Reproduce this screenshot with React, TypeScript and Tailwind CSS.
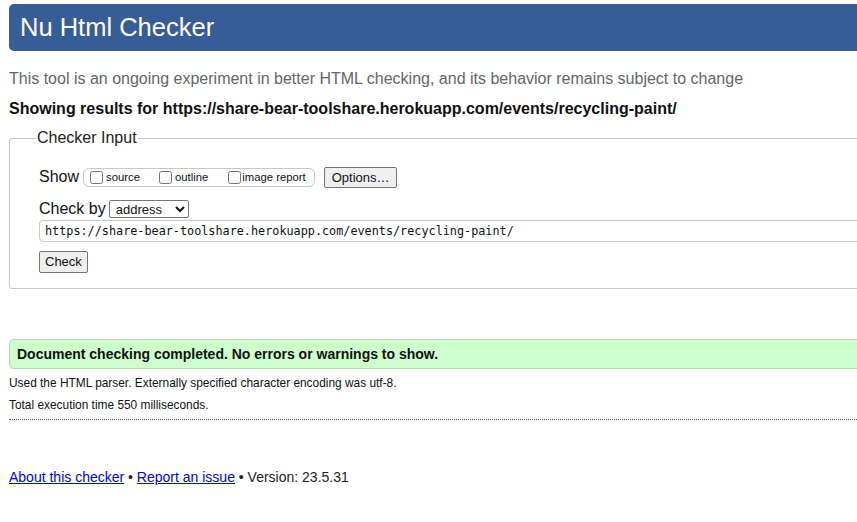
import React from 'react';

const App: React.FC = () => {
  return (
    <div className="w-[857px] h-[522px] overflow-hidden bg-white font-['Liberation_Sans',Arial,sans-serif] text-[#111]">
      <div className="w-[900px] pl-[9px] pt-[4px]">
        {/* Header */}
        <div className="h-[47px] bg-[#365d95] rounded-l-[5px] pl-[11px] flex items-center">
          <h1 className="text-[25.5px] text-white leading-none">Nu Html Checker</h1>
        </div>

        <p className="mt-[18px] text-[16px] text-[#666] leading-[19px]">
          This tool is an ongoing experiment in better HTML checking, and its behavior remains subject to change
        </p>
        <p className="mt-[11px] text-[16px] font-bold leading-[19px]">
          Showing results for https://share-bear-toolshare.herokuapp.com/events/recycling-paint/
        </p>

        {/* Checker input fieldset */}
        <fieldset className="mt-[8px] border border-[#c8c8c8] rounded-[3px] pl-[29px] pt-[15px] pb-[15px]">
          <legend className="text-[16px] text-[#222] px-[1px] -ml-[3px]">Checker Input</legend>

          <div className="flex items-center h-[24px]">
            <span className="text-[16px] mr-[4px]">Show</span>
            <div className="flex items-center h-[19px] border border-[#c8c8c8] rounded-[6px] pl-[6px] pr-[8px] text-[11.3px]">
              <label className="flex items-center">
                <input type="checkbox" className="w-[13px] h-[13px] mr-[3px]" />
                <span>source</span>
              </label>
              <label className="flex items-center ml-[19px]">
                <input type="checkbox" className="w-[13px] h-[13px] mr-[3px]" />
                <span>outline</span>
              </label>
              <label className="flex items-center ml-[20px]">
                <input type="checkbox" className="w-[13px] h-[13px] mr-[1px]" />
                <span>image report</span>
              </label>
            </div>
            <button className="ml-[9px] h-[21px] px-[7px] text-[13px] bg-[#efefef] border border-[#767676] rounded-[2px]">
              Options…
            </button>
          </div>

          <div className="flex items-center mt-[10px] h-[20px]">
            <span className="text-[16px] mr-[3px]">Check by</span>
            <select className="h-[18px] w-[80px] text-[13px] border border-[#767676] rounded-[2px] bg-white px-[2px]" defaultValue="address">
              <option value="address">address</option>
              <option value="file">file upload</option>
              <option value="text">text input</option>
            </select>
          </div>

          <input
            type="text"
            readOnly
            value="https://share-bear-toolshare.herokuapp.com/events/recycling-paint/"
            className="mt-[1px] block w-[900px] h-[22px] border border-[#c8c8c8] rounded-l-[4px] pl-[5px] text-[11.8px] font-['DejaVu_Sans_Mono',monospace] text-[#111]"
          />

          <button className="mt-[9px] h-[22px] px-[5px] text-[13px] bg-[#efefef] border border-[#767676] rounded-[2px]">
            Check
          </button>
        </fieldset>

        {/* Result */}
        <div className="mt-[50px] h-[30px] bg-[#ccffcc] border border-[#bcd7bc] rounded-l-[5px] pl-[7px] flex items-center">
          <span className="text-[14px] font-bold">Document checking completed. No errors or warnings to show.</span>
        </div>
        <p className="mt-[7px] text-[11.9px] leading-[14px]">Used the HTML parser. Externally specified character encoding was utf-8.</p>
        <p className="mt-[8px] text-[11.9px] leading-[14px]">Total execution time 550 milliseconds.</p>
        <div className="mt-[7px] w-[848px] border-t border-dotted border-[#555]" />

        {/* Footer */}
        <p className="mt-[47px] text-[14px] text-[#222]">
          <a href="#" className="text-[#0000ee] underline">About this checker</a>
          {' • '}
          <a href="#" className="text-[#0000ee] underline">Report an issue</a>
          {' • Version: 23.5.31'}
        </p>
      </div>
    </div>
  );
};

export default App;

| WHAT THE TASK REQUIRES |
Give an exact reproduction of every line, leaving out any picture.

| CORRECT OUTPUT |
Reproduce this screenshot with React, TypeScript and Tailwind CSS.
import React from 'react';

const App: React.FC = () => {
  return (
    <div className="w-[857px] h-[522px] overflow-hidden bg-white font-['Liberation_Sans',Arial,sans-serif] text-[#111]">
      <div className="w-[900px] pl-[9px] pt-[4px]">
        {/* Header */}
        <div className="h-[47px] bg-[#365d95] rounded-l-[5px] pl-[11px] flex items-center">
          <h1 className="text-[25.5px] text-white leading-none">Nu Html Checker</h1>
        </div>

        <p className="mt-[18px] text-[16px] text-[#666] leading-[19px]">
          This tool is an ongoing experiment in better HTML checking, and its behavior remains subject to change
        </p>
        <p className="mt-[11px] text-[16px] font-bold leading-[19px]">
          Showing results for https://share-bear-toolshare.herokuapp.com/events/recycling-paint/
        </p>

        {/* Checker input fieldset */}
        <fieldset className="mt-[8px] border border-[#c8c8c8] rounded-[3px] pl-[29px] pt-[15px] pb-[15px]">
          <legend className="text-[16px] text-[#222] px-[1px] -ml-[3px]">Checker Input</legend>

          <div className="flex items-center h-[24px]">
            <span className="text-[16px] mr-[4px]">Show</span>
            <div className="flex items-center h-[19px] border border-[#c8c8c8] rounded-[6px] pl-[6px] pr-[8px] text-[11.3px]">
              <label className="flex items-center">
                <input type="checkbox" className="w-[13px] h-[13px] mr-[3px]" />
                <span>source</span>
              </label>
              <label className="flex items-center ml-[19px]">
                <input type="checkbox" className="w-[13px] h-[13px] mr-[3px]" />
                <span>outline</span>
              </label>
              <label className="flex items-center ml-[20px]">
                <input type="checkbox" className="w-[13px] h-[13px] mr-[1px]" />
                <span>image report</span>
              </label>
            </div>
            <button className="ml-[9px] h-[21px] px-[7px] text-[13px] bg-[#efefef] border border-[#767676] rounded-[2px]">
              Options…
            </button>
          </div>

          <div className="flex items-center mt-[10px] h-[20px]">
            <span className="text-[16px] mr-[3px]">Check by</span>
            <select className="h-[18px] w-[80px] text-[13px] border border-[#767676] rounded-[2px] bg-white px-[2px]" defaultValue="address">
              <option value="address">address</option>
              <option value="file">file upload</option>
              <option value="text">text input</option>
            </select>
          </div>

          <input
            type="text"
            readOnly
            value="https://share-bear-toolshare.herokuapp.com/events/recycling-paint/"
            className="mt-[1px] block w-[900px] h-[22px] border border-[#c8c8c8] rounded-l-[4px] pl-[5px] text-[11.8px] font-['DejaVu_Sans_Mono',monospace] text-[#111]"
          />

          <button className="mt-[9px] h-[22px] px-[5px] text-[13px] bg-[#efefef] border border-[#767676] rounded-[2px]">
            Check
          </button>
        </fieldset>

        {/* Result */}
        <div className="mt-[50px] h-[30px] bg-[#ccffcc] border border-[#bcd7bc] rounded-l-[5px] pl-[7px] flex items-center">
          <span className="text-[14px] font-bold">Document checking completed. No errors or warnings to show.</span>
        </div>
        <p className="mt-[7px] text-[11.9px] leading-[14px]">Used the HTML parser. Externally specified character encoding was utf-8.</p>
        <p className="mt-[8px] text-[11.9px] leading-[14px]">Total execution time 550 milliseconds.</p>
        <div className="mt-[7px] w-[848px] border-t border-dotted border-[#555]" />

        {/* Footer */}
        <p className="mt-[47px] text-[14px] text-[#222]">
          <a href="#" className="text-[#0000ee] underline">About this checker</a>
          {' • '}
          <a href="#" className="text-[#0000ee] underline">Report an issue</a>
          {' • Version: 23.5.31'}
        </p>
      </div>
    </div>
  );
};

export default App;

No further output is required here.